Nevertheless, a new stage was set for him. Spielberg cast Lewis as Richard Winters, the steadfast, respected, courageous and heroic officer in Easy Company. In the show he grows from platoon commander to battalion commander, overseeing the conclusion of the war after VE Day. Lewis’s performance was stellar, and complicated, too, as Winters’s journey took him away from the men who loved to be led by him and with whom Winters loved being in the thick of it. It was not a point-and-shoot soldiering role. The responsibility kept shifting and priorities adjusting, but he was ever the hero despite his median rank and diminishing combat duties. He had a sense of moral responsibility, and not just a physical one.

In a pre-principal photography exercise, Lewis found that he had to quickly hardwire his temperament to prepare for the role. “We went on this boot camp for 10 days – we were down at Longmoor camp on the Hampshire-Surrey border. I was pulled to one side and was told, in an accelerated way, what it’s like to train and be promoted through the ranks, so that by the end I would be leading the 50 men. We were asked to be in character for the entire 10 days. I was promoted very quickly. I started as a lieutenant, became a captain, then major. People were calling me sir, asking me certain questions, and I had to immediately adopt a bearing of someone who knew the answers, and be coherent, and incisive, all the things I’m often not myself.”

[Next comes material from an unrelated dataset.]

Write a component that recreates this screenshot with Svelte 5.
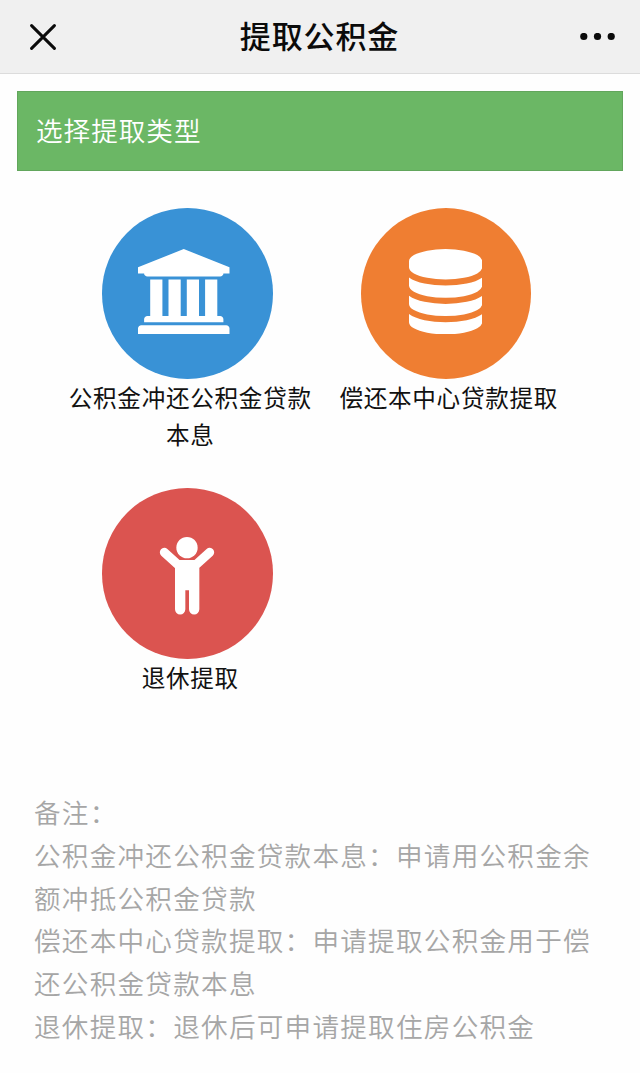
<script>
  const types = [
    { icon: 'bank', color: '#3992d6', label: '公积金冲还公积金贷款本息' },
    { icon: 'coins', color: '#ef7e32', label: '偿还本中心贷款提取' },
    { icon: 'person', color: '#db5450', label: '退休提取' }
  ];

  const notes = [
    '备注：',
    '公积金冲还公积金贷款本息：申请用公积金余额冲抵公积金贷款',
    '偿还本中心贷款提取：申请提取公积金用于偿还公积金贷款本息',
    '退休提取：退休后可申请提取住房公积金'
  ];
</script>

<div class="page">
  <header class="navbar">
    <button type="button" class="nav-button" aria-label="关闭">
      <svg width="26" height="26" viewBox="0 0 26 26" fill="none" stroke="#0b0b0b" stroke-width="3" stroke-linecap="round">
        <path d="M1.6 1.6L24.4 24.4M24.4 1.6L1.6 24.4" />
      </svg>
    </button>
    <h1>提取公积金</h1>
    <button type="button" class="nav-button" aria-label="更多">
      <svg width="36" height="8" viewBox="0 0 36 8" fill="#0b0b0b">
        <circle cx="3.8" cy="3.5" r="3.6" />
        <circle cx="17.5" cy="3.5" r="3.6" />
        <circle cx="31.2" cy="3.5" r="3.6" />
      </svg>
    </button>
  </header>

  <div class="banner">选择提取类型</div>

  <div class="types">
    {#each types as type}
      <div class="type">
        <div class="circle" style="background: {type.color}">
          {#if type.icon === 'bank'}
            <svg class="bank" width="91.5" height="85.4" viewBox="0 0 1920 1792" fill="#fff">
              <path d="M960 0l960 384v128h-128q0 26-20.5 45t-48.5 19h-1526q-28 0-48.5-19t-20.5-45h-128v-128zM256 640h256v768h128v-768h256v768h128v-768h256v768h128v-768h256v768h59q28 0 48.5 19t20.5 45v64h-1664v-64q0-26 20.5-45t48.5-19h59v-768zM1851 1600q28 0 48.5 19t20.5 45v128h-1920v-128q0-26 20.5-45t48.5-19h1782z" />
            </svg>
          {:else if type.icon === 'coins'}
            <svg class="coins" width="73.2" height="85.4" viewBox="0 0 1536 1792" fill="#fff">
              <path d="M768 0q208 0 385 34.5t280 93.5 103 128v128q0 69-103 128t-280 93.5-385 34.5-385-34.5-280-93.5-103-128v-128q0-69 103-128t280-93.5 385-34.5z" />
              {#each [768, 1152, 1536] as y}
                <path d="M768 {y}q237 0 443-43t325-127v170q0 69-103 128t-280 93.5-385 34.5-385-34.5-280-93.5-103-128v-170q119 84 325 127t443 43z" />
              {/each}
            </svg>
          {:else}
            <svg class="person" width="56" height="80" viewBox="0 0 168 240" fill="#fff">
              <circle cx="84" cy="35" r="32" />
              <path d="M16 49L60 89M152 49L108 89" fill="none" stroke="#fff" stroke-width="27" stroke-linecap="round" />
              <path d="M57 72H111L121 97V220a15.5 15.5 0 0 1-31 0V163H79V220a15.5 15.5 0 0 1-31 0V97z" />
            </svg>
          {/if}
        </div>
        <div class="label">{type.label}</div>
      </div>
    {/each}
  </div>

  <div class="notes">
    {#each notes as note}
      <p>{note}</p>
    {/each}
  </div>
</div>

<style>
  :global(body) {
    margin: 0;
    background: #fefefe;
  }

  .page {
    width: 640px;
    height: 1073px;
    overflow: hidden;
    font-family: "Noto Sans CJK SC", sans-serif;
    color: #111;
  }

  .navbar {
    display: flex;
    align-items: center;
    justify-content: space-between;
    box-sizing: border-box;
    height: 74px;
    padding: 0 24px 0 30px;
    background: #f0f0f0;
    border-bottom: 1px solid #dcdcdc;
  }

  .nav-button {
    display: flex;
    padding: 0;
    border: none;
    background: none;
  }

  h1 {
    margin: 0 0 4px 3px;
    font-size: 31px;
    font-weight: 500;
    line-height: 44px;
    letter-spacing: 0.9px;
    color: #0b0b0b;
  }

  .banner {
    box-sizing: border-box;
    height: 80px;
    margin: 17px 17px 0;
    padding-left: 18px;
    background: #6bb765;
    border: 1px solid #62a65c;
    color: #fff;
    font-size: 26.6px;
    font-weight: 350;
    line-height: 76px;
    letter-spacing: 1px;
  }

  .types {
    display: grid;
    grid-template-columns: 258.5px 258.5px;
    grid-auto-rows: 280px;
    margin: 37px 0 0 61px;
  }

  .circle {
    display: flex;
    align-items: center;
    justify-content: center;
    width: 170.5px;
    height: 170.5px;
    margin-left: 41px;
    border-radius: 50%;
  }

  .bank {
    margin: 0 7px 3px 0;
  }

  .coins {
    margin-bottom: 3px;
  }

  .person {
    margin-top: 5px;
  }

  .label {
    font-size: 23.6px;
    line-height: 37px;
    letter-spacing: 0.7px;
    text-align: center;
  }

  .notes {
    margin: 23px 40px 0 34px;
    color: #a6a6a6;
    font-size: 26.6px;
    font-weight: 350;
    line-height: 42.8px;
    letter-spacing: 1.25px;
  }

  .notes p {
    margin: 0;
  }
</style>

While an understanding of WWII military bearing was important preparation, the role required him to represent real men, which in the case of Winters who was still alive at the time threw up certain problems. Lewis says: “I had his diary from the war in four black folders, all of which were completely un-anecdotal. They were all about the maneuver, they were all about the mood of the men, position and the morale. It was very, very dry, he didn’t go into his own experience, how he felt, the terror, or anything. Whereas someone like Bill Guarnere, or Babe Heffron, you could sit in a bar till 3am, and they’d be blubbing, telling stories and sharing their experiences and it would be really fun. Dick wasn’t like that, he was a far drier character, and trying to get things out of him was really quite hard because he wasn’t always incredibly forthcoming. His catchphrase was ‘Follow me’, and people would. I [went] to some of the other men, asking what it was like being under Richard, and [they would say], ‘Overwhelmingly we felt like we would get the mission accomplished and that we would also all come back. He was that good; we would get it done, no matter how dangerous, he would get us all back safely as well.’ He was just a natural born soldier whose actions spoke louder than words.” Fit for praise but tough to wear his shoes on screen.

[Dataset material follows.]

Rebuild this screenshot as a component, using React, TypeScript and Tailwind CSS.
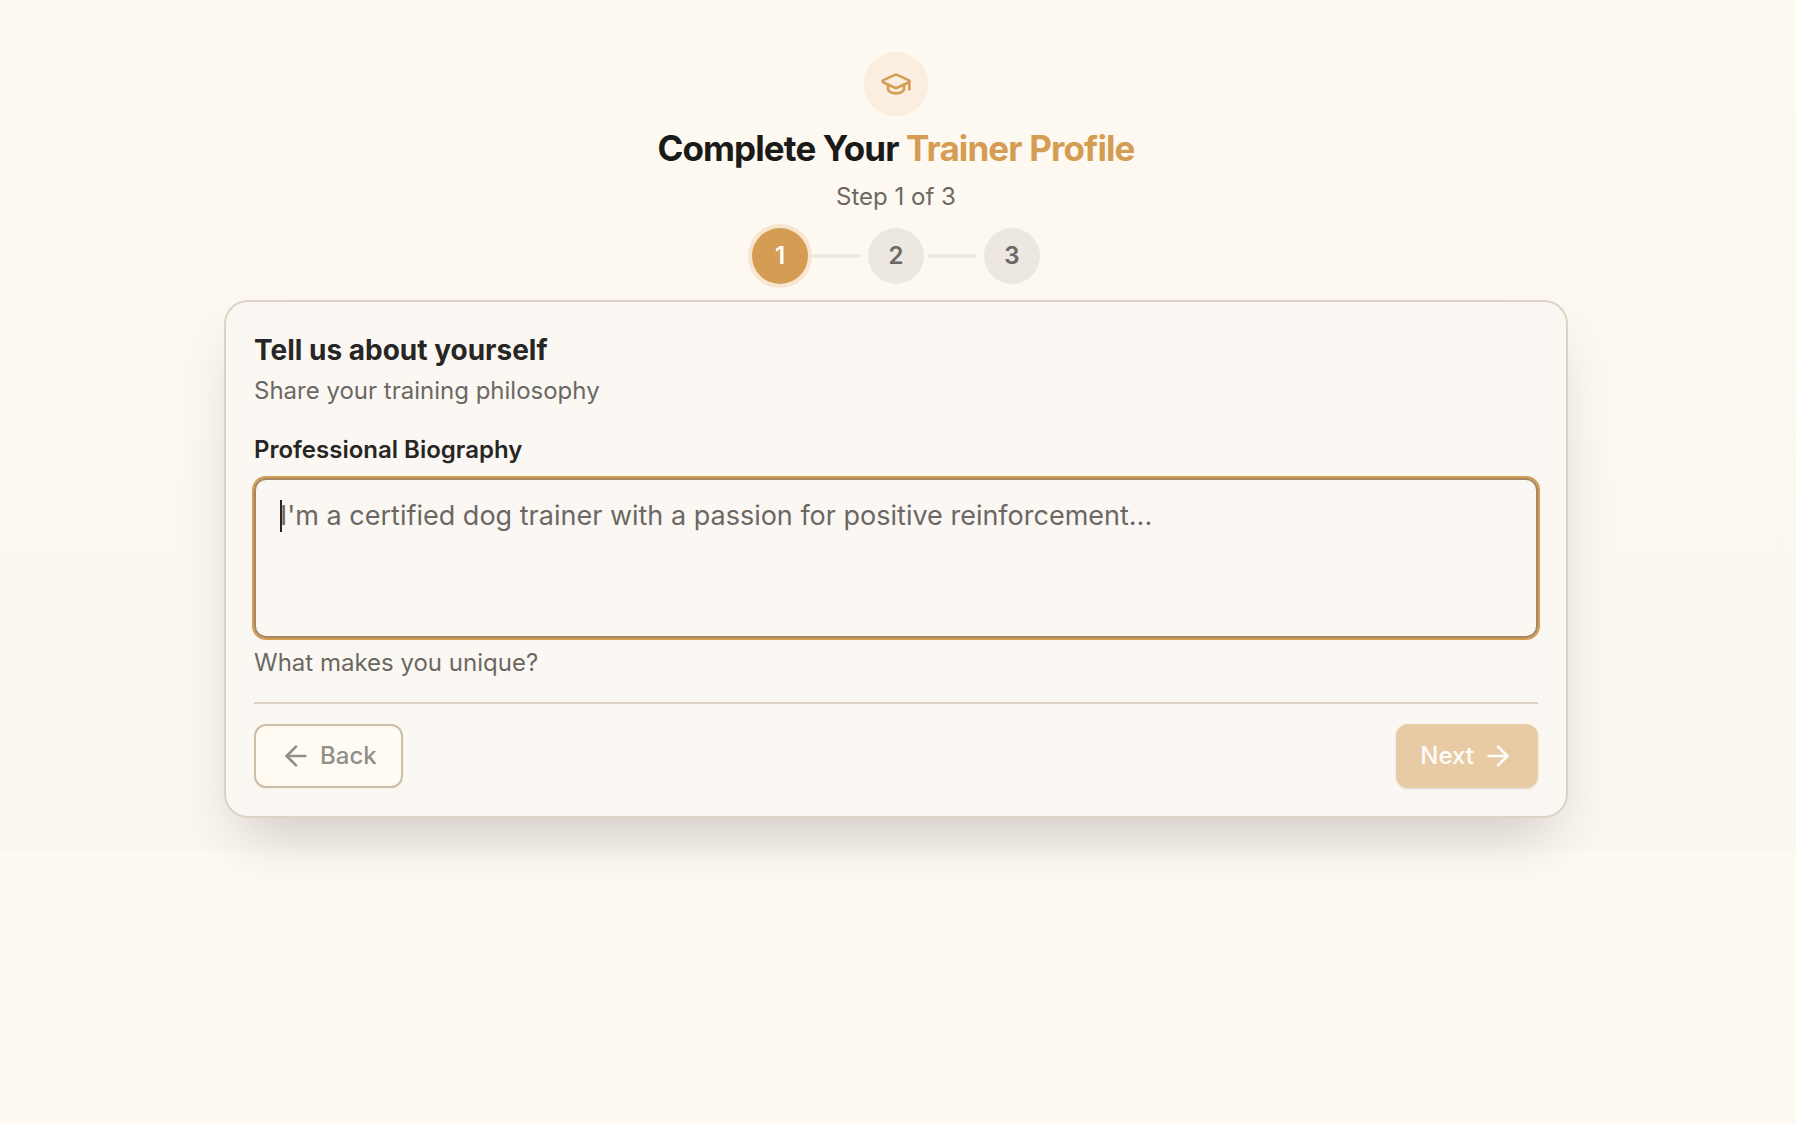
import { Fragment, useState } from "react";
import { ArrowLeft, ArrowRight, GraduationCap } from "lucide-react";

const steps = [1, 2, 3];

function StepIndicator({ current }: { current: number }) {
  return (
    <ol className="flex items-center justify-center gap-1">
      {steps.map((step) => (
        <Fragment key={step}>
          {step > 1 && <li aria-hidden="true" className="mr-1 h-1 w-12 rounded-full bg-[#ece7e1]" />}
          <li
            aria-current={step === current ? "step" : undefined}
            className={
              step === current
                ? "flex size-14 items-center justify-center rounded-full bg-[#d59d54] text-2xl font-semibold text-white ring-4 ring-[#f6e6d0]"
                : "flex size-14 items-center justify-center rounded-full bg-[#ece7e1] text-2xl font-semibold text-[#6b6863]"
            }
          >
            {step}
          </li>
        </Fragment>
      ))}
    </ol>
  );
}

export default function App() {
  const [bio, setBio] = useState("");

  return (
    <div className="min-h-screen bg-[#fef9f1] font-['Inter','Liberation_Sans',sans-serif] text-[#272624]">
      <main className="bg-linear-to-b from-[#fef9f1] to-[#fbf6ef] pt-[52px] pr-1 pb-8">
        <div className="mx-auto max-w-[1344px]">

          {/* Header */}
          <header className="mb-4 flex flex-col items-center">
            <div className="mb-2 flex size-16 items-center justify-center rounded-full bg-[#faeee0]">
              <GraduationCap className="size-8 text-[#d59d54]" />
            </div>
            <h1 className="mb-2 text-[35px] leading-12 font-bold tracking-tight text-[#1a1a19]">
              Complete Your <span className="text-[#d59d54]">Trainer Profile</span>
            </h1>
            <p className="mb-[14px] text-2xl leading-[34px] text-[#6b6863]">Step 1 of 3</p>
            <StepIndicator current={1} />
          </header>

          {/* Form card */}
          <section className="rounded-3xl border-2 border-[#dcd3c4] bg-[#fbf8f3] p-7 shadow-[0_32px_60px_-16px_rgba(0,0,0,0.18)]">
            <form onSubmit={(e) => e.preventDefault()}>
              <h2 className="text-[28px] leading-10 font-bold">Tell us about yourself</h2>
              <p className="mt-1 text-2xl leading-[34px] text-[#6b6863]">Share your training philosophy</p>

              <label htmlFor="bio" className="mt-[26px] mb-3 block text-2xl leading-8 font-semibold">
                Professional Biography
              </label>
              <div className="relative">
                <textarea
                  id="bio"
                  autoFocus
                  value={bio}
                  onChange={(e) => setBio(e.target.value)}
                  placeholder="I'm a certified dog trainer with a passion for positive reinforcement..."
                  className="peer block h-40 w-full resize-none rounded-xl border-2 border-[#a5885f] px-6 py-4 text-[27px] leading-10 ring-2 ring-[#d59d54] outline-none placeholder:text-[#6b6863] placeholder-shown:caret-transparent"
                />
                {/* Thick caret for the empty field */}
                <span
                  aria-hidden="true"
                  className="pointer-events-none absolute top-[22px] left-[26px] hidden h-8 w-0.5 bg-[#272624] peer-placeholder-shown:block"
                />
              </div>
              <p className="mt-2 text-2xl leading-[34px] text-[#6b6863]">What makes you unique?</p>

              <div className="mt-[22px] flex items-center justify-between border-t-2 border-[#dcd3c4] pt-5">
                <button
                  type="button"
                  disabled
                  className="flex h-16 items-center gap-2 rounded-xl border-2 border-[#cdbea6] bg-[#fffbf3] px-6 text-2xl font-medium text-[#90908b] shadow-xs"
                >
                  <ArrowLeft className="size-8" />
                  Back
                </button>
                <button
                  type="submit"
                  disabled
                  className="flex h-16 items-center gap-2 rounded-xl bg-[#e8cba4] px-6 text-2xl font-medium text-[#fefcfa] shadow-sm"
                >
                  Next
                  <ArrowRight className="size-8" />
                </button>
              </div>
            </form>
          </section>
        </div>
      </main>
    </div>
  );
}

This tallies with the final words of the series, where Winters (the real one) says, “I cherish the memories of a question my grandson asked me the other day, when he said, ‘Grandpa, were you a hero in the war?’, and Grandpa said, ‘No, but I served in a company of heroes’.”

From hero to anti-hero. Lewis’s character choices since then, especially the most popular ones, are far removed from the clear-cut decency of Major Winters. While his characters aren’t necessarily heels, he has carved out a niche in the moral ambiguity market. It is something, he says, he doesn’t particularly seek out, but he has found a certain amount of peace with. “Sometimes I think it’s a bit of an accident that I’ve fallen into that type of role but I really enjoy watching people who are compromised in life, through desperation or a fault of their own.”

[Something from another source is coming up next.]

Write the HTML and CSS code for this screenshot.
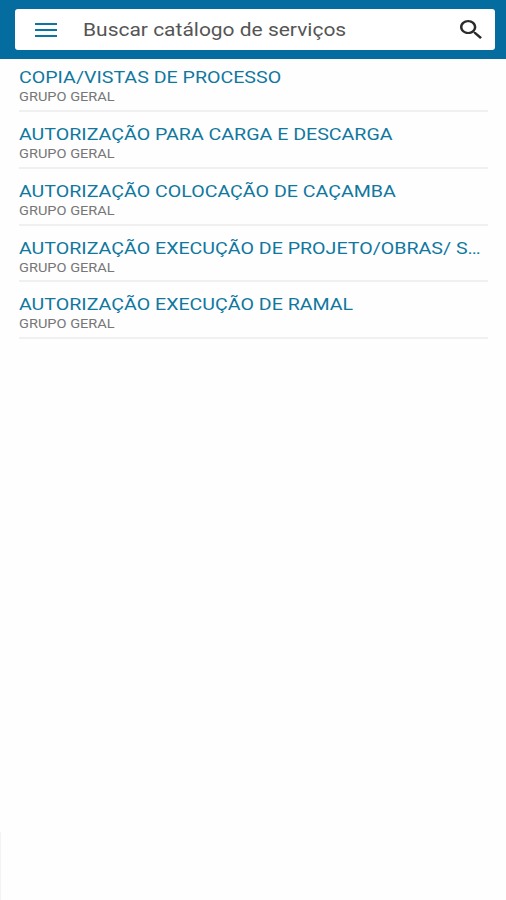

These characters include the wrongly imprisoned Charlie Crews in NBC’s Life, a man who seeks illegal but understandable retribution for the injustice committed against him. Whether in Dexter, Luther, Sherlock, or any other successful television show (eponymous or not), the hazy values or fragility of the protagonist has garnered accolades and consistently high viewing figures. Lewis says: “I think something happened in T.V., and it was right at the time of Band of Brothers was being filmed, and it was happening on another HBO show called The Sopranos, where you might argue that was the vanguard of this new kind of T.V. we all watch, which is what David Simon, who wrote The Wire, called ‘modernized drama.’ So there has been a lot of pressure on people, on show creators, to have a story of the week every week, and Band of Brothers was part of this but was just a one-off series.

“You didn’t have to have a ‘crime of the week,’ necessarily, and there were shows that are still doing that brilliantly. But these were like a 10-hour movie. At the center of this, because you had so much time to tell the story, you could delve into much more complex characters. I think Tony Soprano was born out of that, and he was a gangster and murderer and the hero all at once. It was a sweetspot for the T.V. hero or anti-hero. [Charlie Crews] was a good guy with quirks who had been exonerated of a triple murder he never did. But shortly after that, if you look at all the male characters at that time, you had my pal Dominic [West] in The Wire, playing McNulty, and then shortly after that you had Walter White [in Breaking Bad], and you had Don Draper [in Mad Men], all of whom are massively flawed – but you back them.”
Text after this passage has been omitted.